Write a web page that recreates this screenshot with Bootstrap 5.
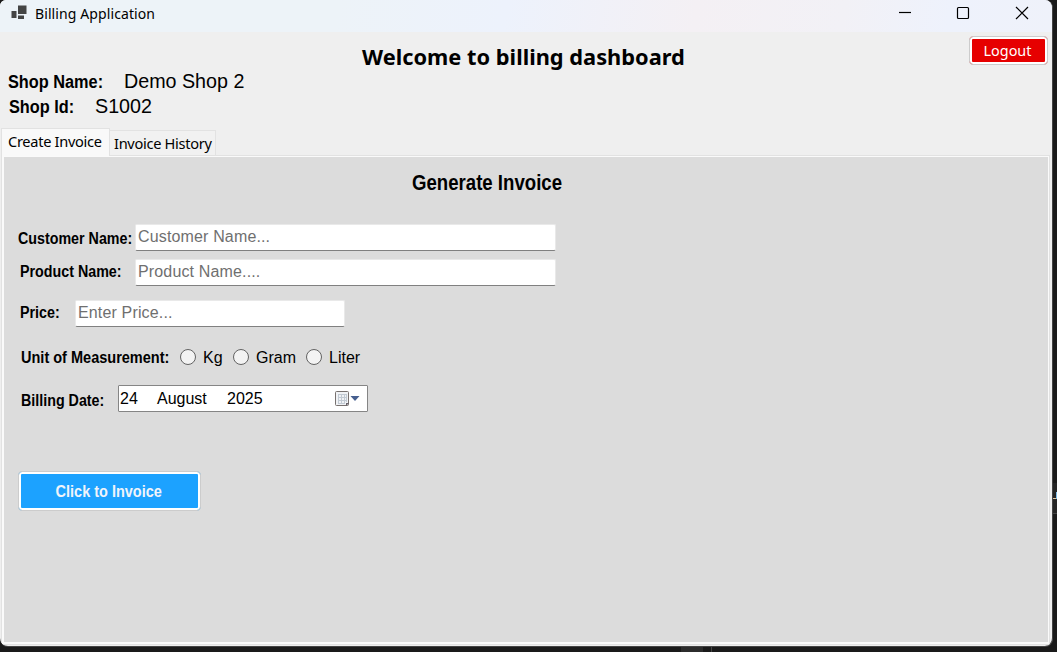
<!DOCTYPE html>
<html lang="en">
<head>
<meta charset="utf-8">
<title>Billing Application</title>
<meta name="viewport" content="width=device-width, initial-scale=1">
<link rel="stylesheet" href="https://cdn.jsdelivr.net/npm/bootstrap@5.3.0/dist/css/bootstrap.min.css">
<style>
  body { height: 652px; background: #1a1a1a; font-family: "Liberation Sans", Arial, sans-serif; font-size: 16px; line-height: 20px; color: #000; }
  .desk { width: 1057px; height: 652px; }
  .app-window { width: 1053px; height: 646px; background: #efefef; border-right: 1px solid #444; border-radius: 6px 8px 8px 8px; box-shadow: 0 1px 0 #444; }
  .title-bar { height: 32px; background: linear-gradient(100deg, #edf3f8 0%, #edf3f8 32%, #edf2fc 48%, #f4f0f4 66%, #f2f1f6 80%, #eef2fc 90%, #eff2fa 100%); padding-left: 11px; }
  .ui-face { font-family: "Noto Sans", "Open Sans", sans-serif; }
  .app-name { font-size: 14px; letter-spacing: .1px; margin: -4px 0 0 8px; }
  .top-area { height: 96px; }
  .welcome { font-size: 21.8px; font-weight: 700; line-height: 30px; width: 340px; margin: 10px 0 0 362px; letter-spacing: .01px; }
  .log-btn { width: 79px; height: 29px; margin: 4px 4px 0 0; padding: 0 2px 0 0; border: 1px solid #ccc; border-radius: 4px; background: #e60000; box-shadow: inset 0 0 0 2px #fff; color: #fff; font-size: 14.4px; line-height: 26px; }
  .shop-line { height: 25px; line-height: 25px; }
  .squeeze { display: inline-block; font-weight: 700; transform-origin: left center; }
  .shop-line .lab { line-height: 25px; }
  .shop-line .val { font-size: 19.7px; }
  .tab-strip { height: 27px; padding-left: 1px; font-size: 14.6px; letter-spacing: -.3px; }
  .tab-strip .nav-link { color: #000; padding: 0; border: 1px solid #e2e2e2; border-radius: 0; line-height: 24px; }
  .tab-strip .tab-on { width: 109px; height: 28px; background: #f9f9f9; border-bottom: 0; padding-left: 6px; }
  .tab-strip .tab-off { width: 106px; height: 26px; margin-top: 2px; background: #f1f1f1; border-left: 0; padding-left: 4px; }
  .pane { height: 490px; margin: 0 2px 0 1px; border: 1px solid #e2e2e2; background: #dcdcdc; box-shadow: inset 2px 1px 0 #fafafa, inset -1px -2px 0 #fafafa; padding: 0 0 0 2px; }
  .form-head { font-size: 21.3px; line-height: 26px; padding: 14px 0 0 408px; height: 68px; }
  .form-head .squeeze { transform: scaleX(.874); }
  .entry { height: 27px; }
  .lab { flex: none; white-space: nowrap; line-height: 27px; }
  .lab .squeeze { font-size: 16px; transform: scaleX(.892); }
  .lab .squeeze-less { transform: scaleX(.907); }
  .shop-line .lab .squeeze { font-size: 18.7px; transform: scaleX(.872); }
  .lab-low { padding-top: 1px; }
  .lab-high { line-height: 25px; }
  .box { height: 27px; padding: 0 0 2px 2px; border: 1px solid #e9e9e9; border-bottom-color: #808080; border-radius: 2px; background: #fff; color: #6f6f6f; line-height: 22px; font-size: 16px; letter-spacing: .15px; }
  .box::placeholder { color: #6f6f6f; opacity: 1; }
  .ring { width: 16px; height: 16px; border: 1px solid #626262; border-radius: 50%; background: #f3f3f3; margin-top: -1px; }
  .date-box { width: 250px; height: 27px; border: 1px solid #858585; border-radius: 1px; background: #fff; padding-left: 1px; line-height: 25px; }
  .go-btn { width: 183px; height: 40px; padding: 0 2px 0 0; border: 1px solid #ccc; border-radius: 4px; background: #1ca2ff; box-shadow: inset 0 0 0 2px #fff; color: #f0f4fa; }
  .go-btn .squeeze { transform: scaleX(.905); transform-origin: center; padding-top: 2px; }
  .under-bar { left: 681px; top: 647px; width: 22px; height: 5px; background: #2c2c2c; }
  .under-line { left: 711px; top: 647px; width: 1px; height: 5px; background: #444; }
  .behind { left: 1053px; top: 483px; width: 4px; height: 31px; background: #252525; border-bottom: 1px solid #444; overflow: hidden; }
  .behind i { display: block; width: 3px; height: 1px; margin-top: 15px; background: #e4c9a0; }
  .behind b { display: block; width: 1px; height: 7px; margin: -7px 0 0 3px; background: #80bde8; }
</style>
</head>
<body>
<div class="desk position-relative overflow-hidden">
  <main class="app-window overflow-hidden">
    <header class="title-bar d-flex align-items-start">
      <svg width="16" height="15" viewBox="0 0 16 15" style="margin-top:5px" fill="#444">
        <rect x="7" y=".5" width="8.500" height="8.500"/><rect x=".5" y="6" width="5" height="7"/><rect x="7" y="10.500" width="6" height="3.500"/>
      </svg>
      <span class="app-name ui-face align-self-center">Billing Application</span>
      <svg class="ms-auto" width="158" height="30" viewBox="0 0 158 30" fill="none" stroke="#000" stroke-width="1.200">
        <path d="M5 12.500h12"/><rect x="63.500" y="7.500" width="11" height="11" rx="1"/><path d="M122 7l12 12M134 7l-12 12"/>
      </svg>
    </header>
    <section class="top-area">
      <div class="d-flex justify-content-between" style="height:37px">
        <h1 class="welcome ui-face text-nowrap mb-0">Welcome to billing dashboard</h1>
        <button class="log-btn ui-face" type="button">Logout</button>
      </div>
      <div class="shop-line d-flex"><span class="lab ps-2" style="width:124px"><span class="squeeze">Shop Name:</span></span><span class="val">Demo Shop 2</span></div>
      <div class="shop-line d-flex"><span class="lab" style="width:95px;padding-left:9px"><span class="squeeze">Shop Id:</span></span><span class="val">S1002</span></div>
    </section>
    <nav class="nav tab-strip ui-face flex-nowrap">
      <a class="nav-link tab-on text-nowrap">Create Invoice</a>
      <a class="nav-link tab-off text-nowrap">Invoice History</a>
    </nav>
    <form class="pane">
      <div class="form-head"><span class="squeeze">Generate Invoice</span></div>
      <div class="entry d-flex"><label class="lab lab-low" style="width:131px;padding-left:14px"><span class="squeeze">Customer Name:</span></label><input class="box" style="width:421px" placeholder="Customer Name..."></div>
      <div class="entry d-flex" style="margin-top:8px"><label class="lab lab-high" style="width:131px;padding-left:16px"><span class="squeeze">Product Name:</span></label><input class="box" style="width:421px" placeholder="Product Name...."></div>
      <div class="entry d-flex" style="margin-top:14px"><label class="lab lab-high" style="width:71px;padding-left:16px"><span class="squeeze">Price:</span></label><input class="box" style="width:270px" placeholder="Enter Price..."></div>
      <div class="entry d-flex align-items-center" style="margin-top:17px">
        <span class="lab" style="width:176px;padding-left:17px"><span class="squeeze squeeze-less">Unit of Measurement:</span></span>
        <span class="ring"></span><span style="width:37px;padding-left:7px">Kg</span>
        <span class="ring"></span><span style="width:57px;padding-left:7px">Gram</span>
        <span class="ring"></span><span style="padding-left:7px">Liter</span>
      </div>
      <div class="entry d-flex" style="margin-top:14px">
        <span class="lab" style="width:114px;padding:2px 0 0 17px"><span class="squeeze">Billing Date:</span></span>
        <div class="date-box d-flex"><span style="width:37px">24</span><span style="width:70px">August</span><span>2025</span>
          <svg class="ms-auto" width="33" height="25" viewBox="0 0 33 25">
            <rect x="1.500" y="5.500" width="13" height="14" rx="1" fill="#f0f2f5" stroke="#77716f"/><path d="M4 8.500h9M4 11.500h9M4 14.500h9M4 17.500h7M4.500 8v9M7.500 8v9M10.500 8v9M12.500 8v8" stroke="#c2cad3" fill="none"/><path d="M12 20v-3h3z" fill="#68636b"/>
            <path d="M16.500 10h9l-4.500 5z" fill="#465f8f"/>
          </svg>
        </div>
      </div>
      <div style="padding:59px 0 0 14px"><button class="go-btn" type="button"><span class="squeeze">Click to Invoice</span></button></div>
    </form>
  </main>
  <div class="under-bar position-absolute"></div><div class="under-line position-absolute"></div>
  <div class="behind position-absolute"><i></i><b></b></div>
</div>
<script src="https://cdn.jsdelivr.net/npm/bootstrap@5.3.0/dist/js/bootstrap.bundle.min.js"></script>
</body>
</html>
---------------
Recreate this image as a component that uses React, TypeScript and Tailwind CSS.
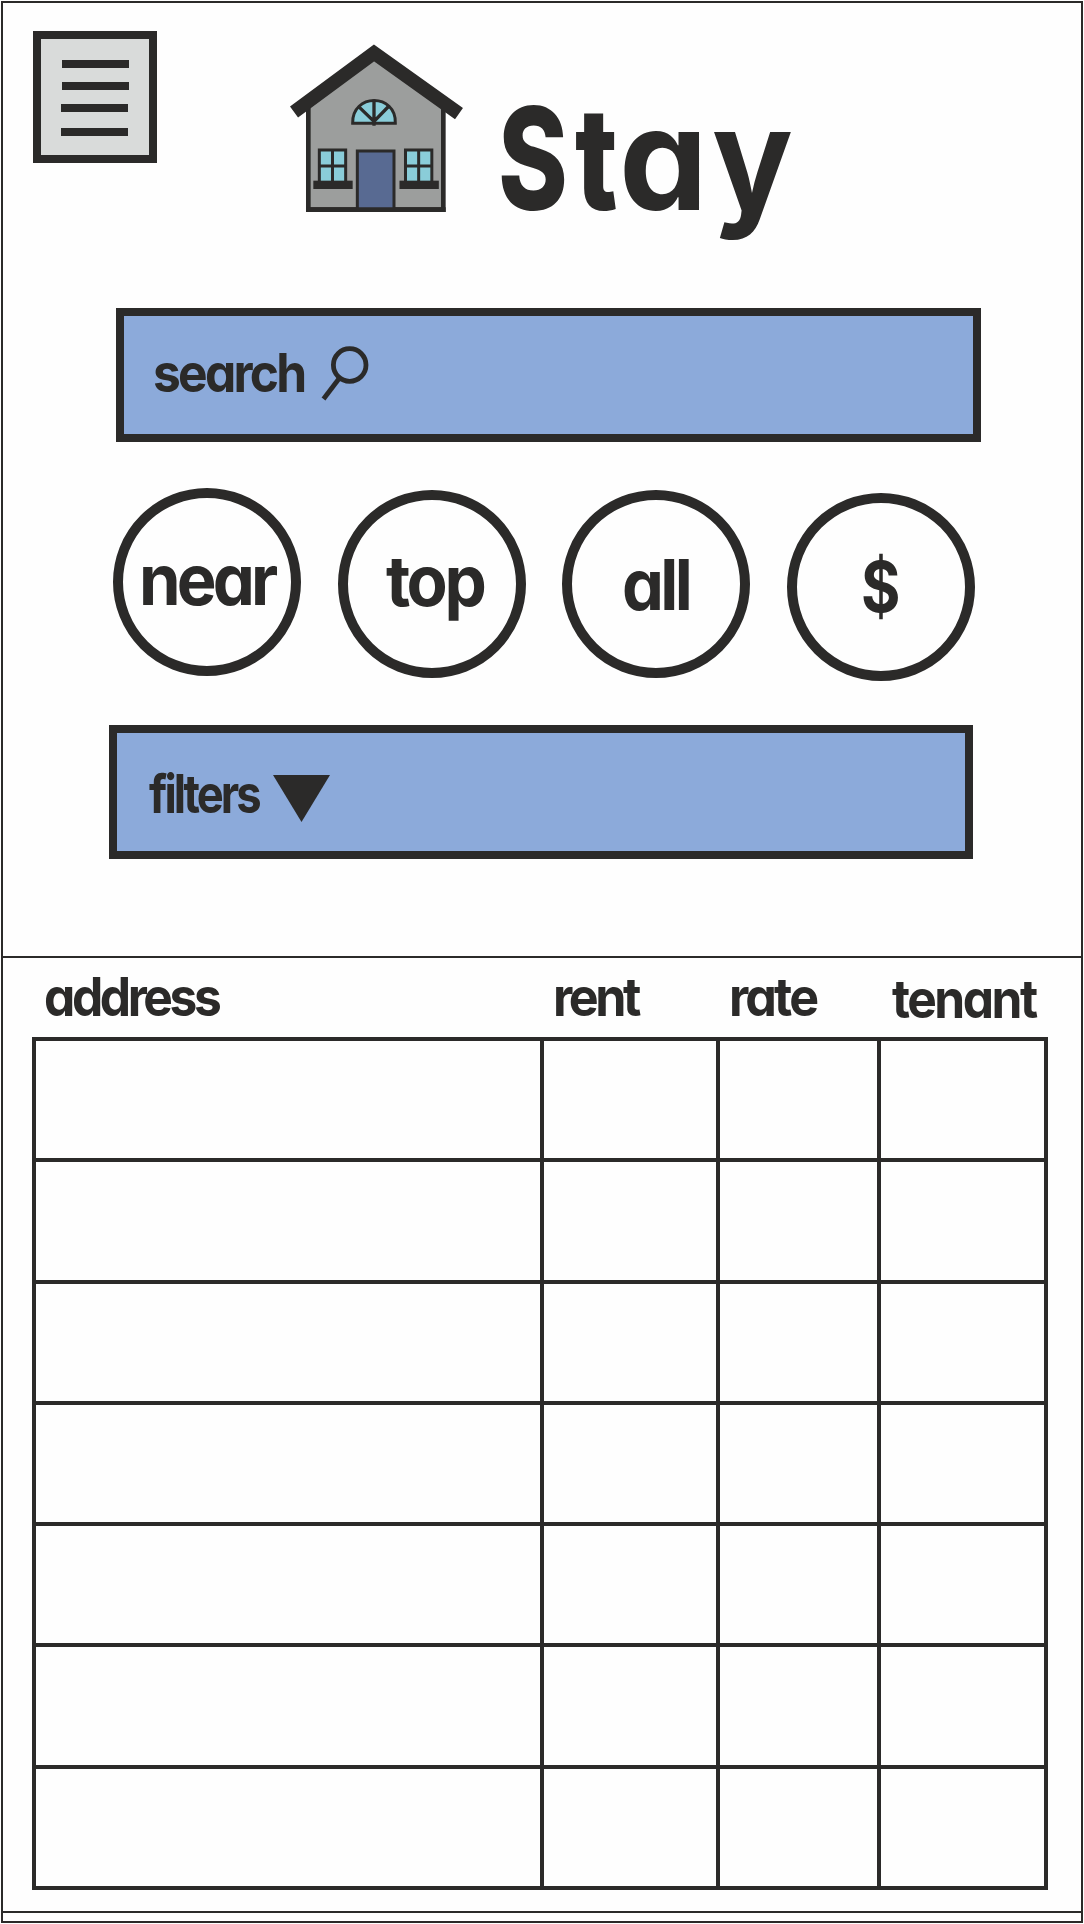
---------------
> **Aim**: Say, as a number only, how many lines of the data contain "that".

> **Correct answer**: 2